Data excerpt:
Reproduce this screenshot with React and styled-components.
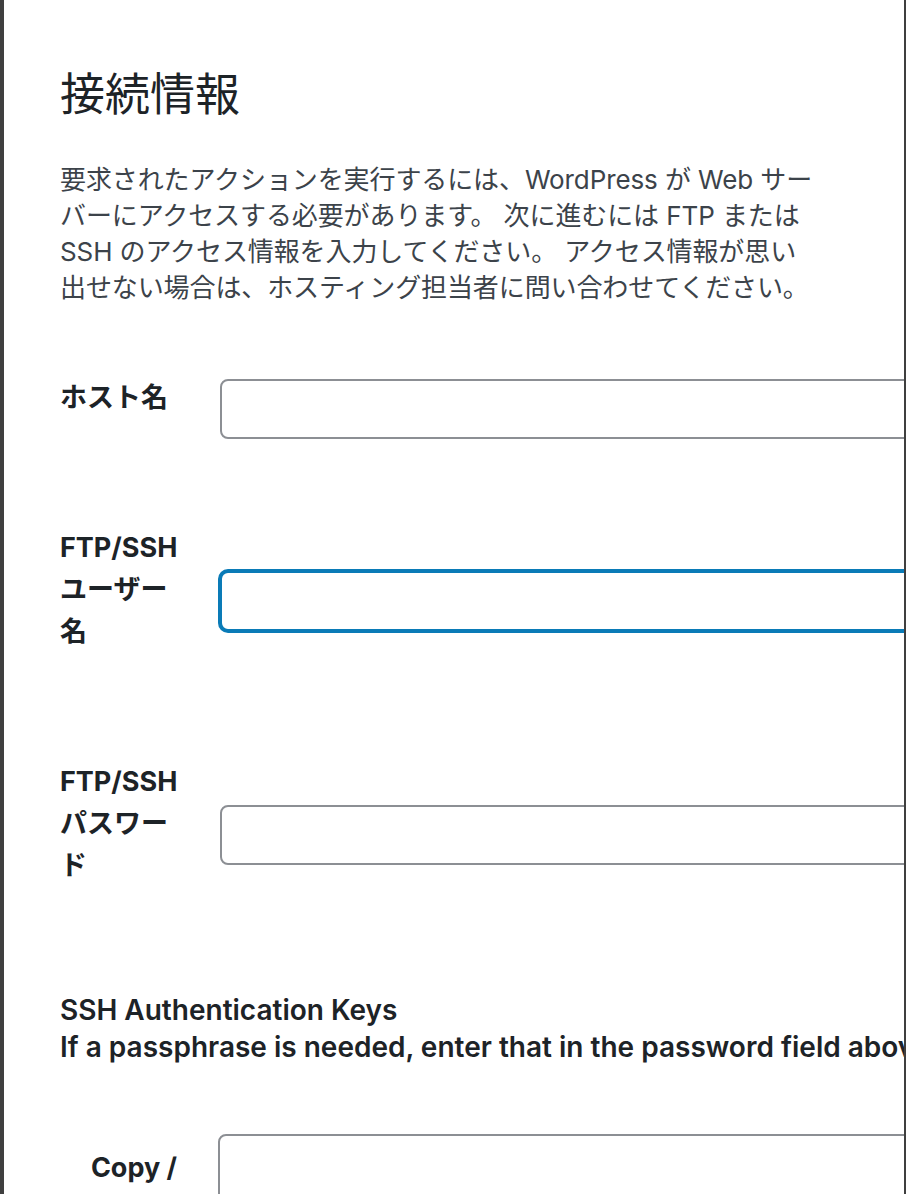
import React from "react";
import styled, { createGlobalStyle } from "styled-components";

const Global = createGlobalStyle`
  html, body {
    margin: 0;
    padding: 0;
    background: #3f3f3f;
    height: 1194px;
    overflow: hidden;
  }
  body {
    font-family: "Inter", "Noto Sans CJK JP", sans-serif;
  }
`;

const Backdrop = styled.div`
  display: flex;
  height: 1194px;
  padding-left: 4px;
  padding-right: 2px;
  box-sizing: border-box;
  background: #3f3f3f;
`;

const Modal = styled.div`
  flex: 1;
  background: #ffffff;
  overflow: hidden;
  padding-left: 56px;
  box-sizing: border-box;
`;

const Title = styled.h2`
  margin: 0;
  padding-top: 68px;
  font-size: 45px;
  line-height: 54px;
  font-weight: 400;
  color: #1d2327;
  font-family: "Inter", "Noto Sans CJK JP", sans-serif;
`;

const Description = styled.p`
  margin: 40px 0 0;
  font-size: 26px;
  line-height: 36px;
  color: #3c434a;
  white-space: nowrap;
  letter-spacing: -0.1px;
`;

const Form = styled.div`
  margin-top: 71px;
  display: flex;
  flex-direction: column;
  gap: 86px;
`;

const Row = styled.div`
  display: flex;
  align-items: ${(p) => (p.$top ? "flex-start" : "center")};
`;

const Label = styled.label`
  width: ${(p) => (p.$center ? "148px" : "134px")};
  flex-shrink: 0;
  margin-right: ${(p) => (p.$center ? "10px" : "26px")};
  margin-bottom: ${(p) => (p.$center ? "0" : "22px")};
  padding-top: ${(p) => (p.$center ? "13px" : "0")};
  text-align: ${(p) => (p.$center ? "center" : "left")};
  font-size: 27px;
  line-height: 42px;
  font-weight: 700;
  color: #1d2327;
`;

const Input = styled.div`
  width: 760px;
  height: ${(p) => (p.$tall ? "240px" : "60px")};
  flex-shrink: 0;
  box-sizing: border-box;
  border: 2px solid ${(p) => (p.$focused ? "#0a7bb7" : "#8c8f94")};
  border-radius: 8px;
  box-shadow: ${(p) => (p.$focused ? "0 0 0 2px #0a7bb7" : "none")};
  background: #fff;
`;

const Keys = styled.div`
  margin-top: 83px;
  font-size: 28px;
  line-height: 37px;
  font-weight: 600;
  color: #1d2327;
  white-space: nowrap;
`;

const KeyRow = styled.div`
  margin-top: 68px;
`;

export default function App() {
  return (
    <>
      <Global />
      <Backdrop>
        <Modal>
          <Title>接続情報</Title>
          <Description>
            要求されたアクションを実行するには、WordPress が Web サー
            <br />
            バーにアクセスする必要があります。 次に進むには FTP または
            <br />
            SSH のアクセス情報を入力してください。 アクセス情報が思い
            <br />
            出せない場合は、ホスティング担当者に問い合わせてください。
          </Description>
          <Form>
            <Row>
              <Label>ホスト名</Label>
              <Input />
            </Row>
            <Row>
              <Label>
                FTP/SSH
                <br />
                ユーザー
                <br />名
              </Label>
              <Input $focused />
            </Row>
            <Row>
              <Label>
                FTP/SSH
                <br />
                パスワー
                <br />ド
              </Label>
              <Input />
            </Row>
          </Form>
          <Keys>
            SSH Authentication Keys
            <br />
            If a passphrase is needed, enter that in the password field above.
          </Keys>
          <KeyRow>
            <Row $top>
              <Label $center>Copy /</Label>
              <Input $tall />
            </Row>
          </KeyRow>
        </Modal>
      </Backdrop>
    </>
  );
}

Problem details: Exclude the images, then output the data above word for word.

Complete response:
Reproduce this screenshot with React and styled-components.
import React from "react";
import styled, { createGlobalStyle } from "styled-components";

const Global = createGlobalStyle`
  html, body {
    margin: 0;
    padding: 0;
    background: #3f3f3f;
    height: 1194px;
    overflow: hidden;
  }
  body {
    font-family: "Inter", "Noto Sans CJK JP", sans-serif;
  }
`;

const Backdrop = styled.div`
  display: flex;
  height: 1194px;
  padding-left: 4px;
  padding-right: 2px;
  box-sizing: border-box;
  background: #3f3f3f;
`;

const Modal = styled.div`
  flex: 1;
  background: #ffffff;
  overflow: hidden;
  padding-left: 56px;
  box-sizing: border-box;
`;

const Title = styled.h2`
  margin: 0;
  padding-top: 68px;
  font-size: 45px;
  line-height: 54px;
  font-weight: 400;
  color: #1d2327;
  font-family: "Inter", "Noto Sans CJK JP", sans-serif;
`;

const Description = styled.p`
  margin: 40px 0 0;
  font-size: 26px;
  line-height: 36px;
  color: #3c434a;
  white-space: nowrap;
  letter-spacing: -0.1px;
`;

const Form = styled.div`
  margin-top: 71px;
  display: flex;
  flex-direction: column;
  gap: 86px;
`;

const Row = styled.div`
  display: flex;
  align-items: ${(p) => (p.$top ? "flex-start" : "center")};
`;

const Label = styled.label`
  width: ${(p) => (p.$center ? "148px" : "134px")};
  flex-shrink: 0;
  margin-right: ${(p) => (p.$center ? "10px" : "26px")};
  margin-bottom: ${(p) => (p.$center ? "0" : "22px")};
  padding-top: ${(p) => (p.$center ? "13px" : "0")};
  text-align: ${(p) => (p.$center ? "center" : "left")};
  font-size: 27px;
  line-height: 42px;
  font-weight: 700;
  color: #1d2327;
`;

const Input = styled.div`
  width: 760px;
  height: ${(p) => (p.$tall ? "240px" : "60px")};
  flex-shrink: 0;
  box-sizing: border-box;
  border: 2px solid ${(p) => (p.$focused ? "#0a7bb7" : "#8c8f94")};
  border-radius: 8px;
  box-shadow: ${(p) => (p.$focused ? "0 0 0 2px #0a7bb7" : "none")};
  background: #fff;
`;

const Keys = styled.div`
  margin-top: 83px;
  font-size: 28px;
  line-height: 37px;
  font-weight: 600;
  color: #1d2327;
  white-space: nowrap;
`;

const KeyRow = styled.div`
  margin-top: 68px;
`;

export default function App() {
  return (
    <>
      <Global />
      <Backdrop>
        <Modal>
          <Title>接続情報</Title>
          <Description>
            要求されたアクションを実行するには、WordPress が Web サー
            <br />
            バーにアクセスする必要があります。 次に進むには FTP または
            <br />
            SSH のアクセス情報を入力してください。 アクセス情報が思い
            <br />
            出せない場合は、ホスティング担当者に問い合わせてください。
          </Description>
          <Form>
            <Row>
              <Label>ホスト名</Label>
              <Input />
            </Row>
            <Row>
              <Label>
                FTP/SSH
                <br />
                ユーザー
                <br />名
              </Label>
              <Input $focused />
            </Row>
            <Row>
              <Label>
                FTP/SSH
                <br />
                パスワー
                <br />ド
              </Label>
              <Input />
            </Row>
          </Form>
          <Keys>
            SSH Authentication Keys
            <br />
            If a passphrase is needed, enter that in the password field above.
          </Keys>
          <KeyRow>
            <Row $top>
              <Label $center>Copy /</Label>
              <Input $tall />
            </Row>
          </KeyRow>
        </Modal>
      </Backdrop>
    </>
  );
}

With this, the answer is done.